DATA PROVIDED ▸
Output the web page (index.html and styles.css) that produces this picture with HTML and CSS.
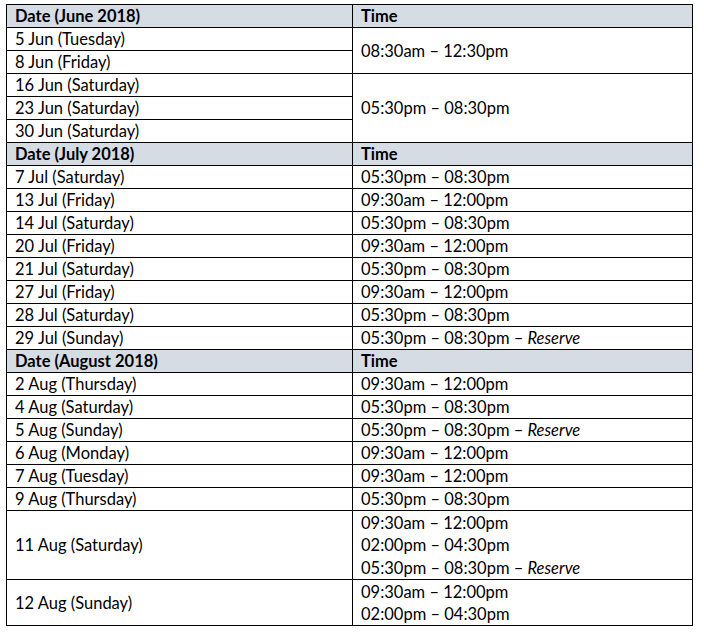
FILE: index.html
```html
<!DOCTYPE html>
<html>
<head>
<meta charset="utf-8">
<link rel="stylesheet" href="styles.css">
</head>
<body>
<div class="page">
<table class="sched">
  <colgroup><col class="c1"><col class="c2"></colgroup>
  <tr class="head"><td>Date (June 2018)</td><td>Time</td></tr>
  <tr><td>5 Jun (Tuesday)</td><td rowspan="2">08:30am – 12:30pm</td></tr>
  <tr><td>8 Jun (Friday)</td></tr>
  <tr><td>16 Jun (Saturday)</td><td rowspan="3">05:30pm – 08:30pm</td></tr>
  <tr><td>23 Jun (Saturday)</td></tr>
  <tr><td>30 Jun (Saturday)</td></tr>
  <tr class="head"><td>Date (July 2018)</td><td>Time</td></tr>
  <tr><td>7 Jul (Saturday)</td><td>05:30pm – 08:30pm</td></tr>
  <tr><td>13 Jul (Friday)</td><td>09:30am – 12:00pm</td></tr>
  <tr><td>14 Jul (Saturday)</td><td>05:30pm – 08:30pm</td></tr>
  <tr><td>20 Jul (Friday)</td><td>09:30am – 12:00pm</td></tr>
  <tr><td>21 Jul (Saturday)</td><td>05:30pm – 08:30pm</td></tr>
  <tr><td>27 Jul (Friday)</td><td>09:30am – 12:00pm</td></tr>
  <tr><td>28 Jul (Saturday)</td><td>05:30pm – 08:30pm</td></tr>
  <tr><td>29 Jul (Sunday)</td><td>05:30pm – 08:30pm – <em>Reserve</em></td></tr>
  <tr class="head"><td>Date (August 2018)</td><td>Time</td></tr>
  <tr><td>2 Aug (Thursday)</td><td>09:30am – 12:00pm</td></tr>
  <tr><td>4 Aug (Saturday)</td><td>05:30pm – 08:30pm</td></tr>
  <tr><td>5 Aug (Sunday)</td><td>05:30pm – 08:30pm – <em>Reserve</em></td></tr>
  <tr><td>6 Aug (Monday)</td><td>09:30am – 12:00pm</td></tr>
  <tr><td>7 Aug (Tuesday)</td><td>09:30am – 12:00pm</td></tr>
  <tr><td>9 Aug (Thursday)</td><td>05:30pm – 08:30pm</td></tr>
  <tr class="multi"><td>11 Aug (Saturday)</td><td><div class="line">09:30am – 12:00pm</div><div class="line">02:00pm – 04:30pm</div><div class="line">05:30pm – 08:30pm – <em>Reserve</em></div></td></tr>
  <tr class="multi"><td>12 Aug (Sunday)</td><td><div class="line">09:30am – 12:00pm</div><div class="line">02:00pm – 04:30pm</div></td></tr>
</table>
</div>
</body>
</html>
```
FILE: styles.css
```css
html, body {
  margin: 0;
  padding: 0;
  background: #ffffff;
}
.page {
  padding: 4px 0 0 6px;
}
.sched {
  border-collapse: collapse;
  width: 687px;
  table-layout: fixed;
  font-family: "Lato", "Liberation Sans", sans-serif;
  font-size: 16.5px;
  color: #000;
}
.sched .c1 { width: 346px; }
.sched td {
  border: 1px solid #000;
  padding: 1px 8px 0;
  height: 21px;
  line-height: 21px;
  vertical-align: middle;
  white-space: nowrap;
}
.sched .head td {
  background: #d5dce4;
  font-weight: bold;
}
.sched .line {
  height: 22.3px;
  line-height: 22.3px;
}
.sched em {
  font-style: italic;
}
```
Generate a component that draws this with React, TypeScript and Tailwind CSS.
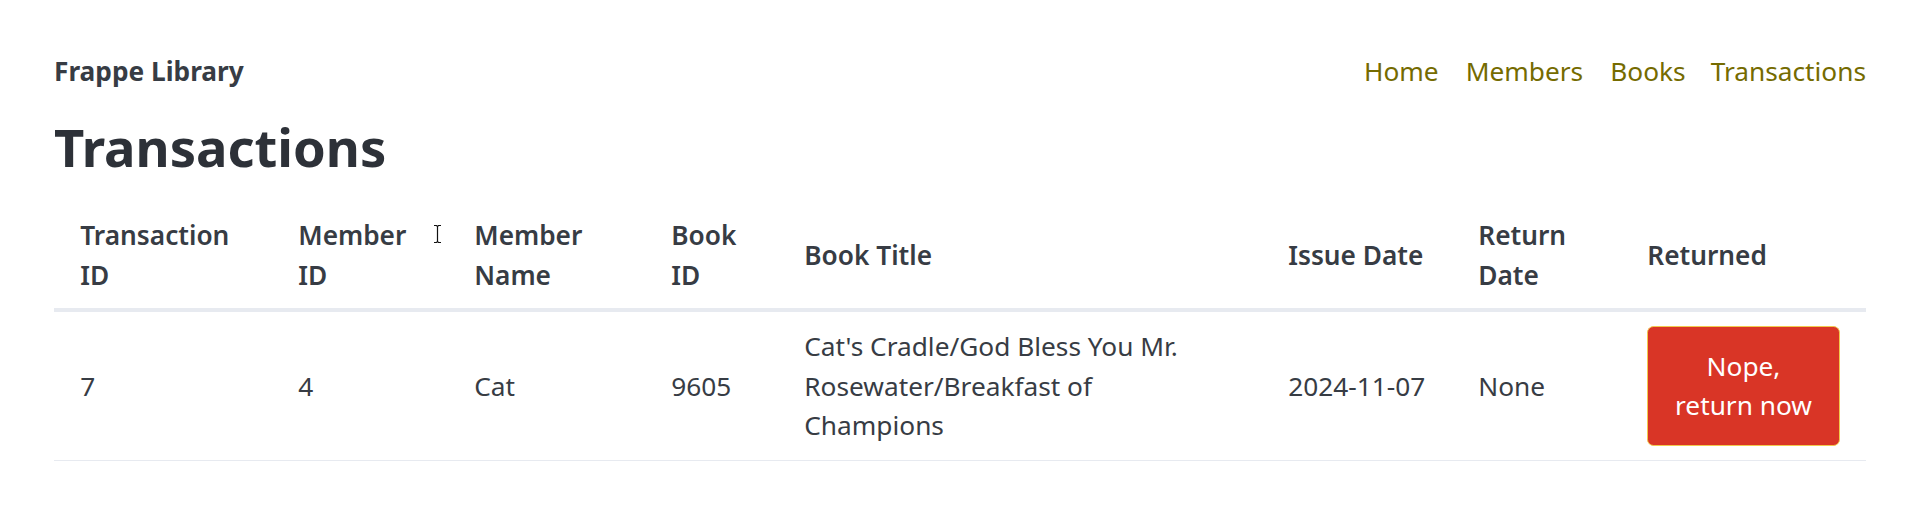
import React from "react";

const cols = [
  { label: ["Transaction", "ID"], w: "w-[218px]" },
  { label: ["Member", "ID"], w: "w-[176px]" },
  { label: ["Member", "Name"], w: "w-[197px]" },
  { label: ["Book", "ID"], w: "w-[133px]" },
  { label: ["Book Title"], w: "w-[484px]" },
  { label: ["Issue Date"], w: "w-[190px]" },
  { label: ["Return", "Date"], w: "w-[169px]" },
  { label: ["Returned"], w: "w-[245px]" },
];

const td = "px-[26.25px] py-[14px] align-middle border-b border-[#e7eaf0]";

export default function App() {
  return (
    <div
      className="relative min-h-[510px] bg-white text-[#373c44] text-[26.25px] leading-[1.5] pl-[54px] pr-[50px] pt-[52px]"
      style={{ fontFamily: '"Noto Sans", "Open Sans", sans-serif' }}
    >
      <nav className="flex items-center justify-between h-[39.4px]">
        <strong className="font-bold text-[#373c44]">Frappe Library</strong>
        <ul className="flex items-center text-[#756b00]">
          <li><a>Home</a></li>
          <li className="ml-[27px]"><a>Members</a></li>
          <li className="ml-[27px]"><a>Books</a></li>
          <li className="ml-[25px]"><a>Transactions</a></li>
        </ul>
      </nav>
      <h1 className="mt-[26px] mb-[27px] text-[52.5px] leading-[1.125] font-bold text-[#2d3138]">
        Transactions
      </h1>
      <table className="w-full table-fixed border-collapse">
        <thead>
          <tr>
            {cols.map((c, i) => (
              <th
                key={i}
                className={`${c.w} px-[26.25px] py-[13px] text-left align-middle font-semibold text-[#373c44] border-b-4 border-[#e7eaf0]`}
              >
                {c.label.map((l, j) => (
                  <React.Fragment key={j}>
                    {j > 0 && <br />}
                    {l}
                  </React.Fragment>
                ))}
              </th>
            ))}
          </tr>
        </thead>
        <tbody>
          <tr>
            <td className={td}>7</td>
            <td className={td}>4</td>
            <td className={td}>Cat</td>
            <td className={td}>9605</td>
            <td className={td}>
              Cat's Cradle/God Bless You Mr. Rosewater/Breakfast of Champions
            </td>
            <td className={td}>2024-11-07</td>
            <td className={td}>None</td>
            <td className={td}>
              <button className="w-full rounded-[6.5px] border border-[#f2c94c] bg-[#d93526] px-[26.25px] py-[19.7px] text-center text-white leading-[1.5]">
                Nope,
                <br />
                return now
              </button>
            </td>
          </tr>
        </tbody>
      </table>
      <svg
        className="absolute left-[433px] top-[224px]"
        width="9"
        height="20"
        viewBox="0 0 9 20"
        fill="none"
      >
        <path d="M1 1.5h2.5L4.5 2.5L5.5 1.5H8M4.5 2.5V17.5M1 18.5h2.5L4.5 17.5L5.5 18.5H8" stroke="#ffffff" strokeWidth="3" />
        <path d="M1 1.5h2.5L4.5 2.5L5.5 1.5H8M4.5 2.5V17.5M1 18.5h2.5L4.5 17.5L5.5 18.5H8" stroke="#111" strokeWidth="1.2" />
      </svg>
    </div>
  );
}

WHAT YOU ARE ASKED TO DO ▸ Would you restate, exactly and with no pictures, the lines of the entries above from the one containing "Generate a component" through the one containing "py-[14px] align-middle border-b"?

PROBLEM SOLUTION ▸
Generate a component that draws this with React, TypeScript and Tailwind CSS.
import React from "react";

const cols = [
  { label: ["Transaction", "ID"], w: "w-[218px]" },
  { label: ["Member", "ID"], w: "w-[176px]" },
  { label: ["Member", "Name"], w: "w-[197px]" },
  { label: ["Book", "ID"], w: "w-[133px]" },
  { label: ["Book Title"], w: "w-[484px]" },
  { label: ["Issue Date"], w: "w-[190px]" },
  { label: ["Return", "Date"], w: "w-[169px]" },
  { label: ["Returned"], w: "w-[245px]" },
];

const td = "px-[26.25px] py-[14px] align-middle border-b border-[#e7eaf0]";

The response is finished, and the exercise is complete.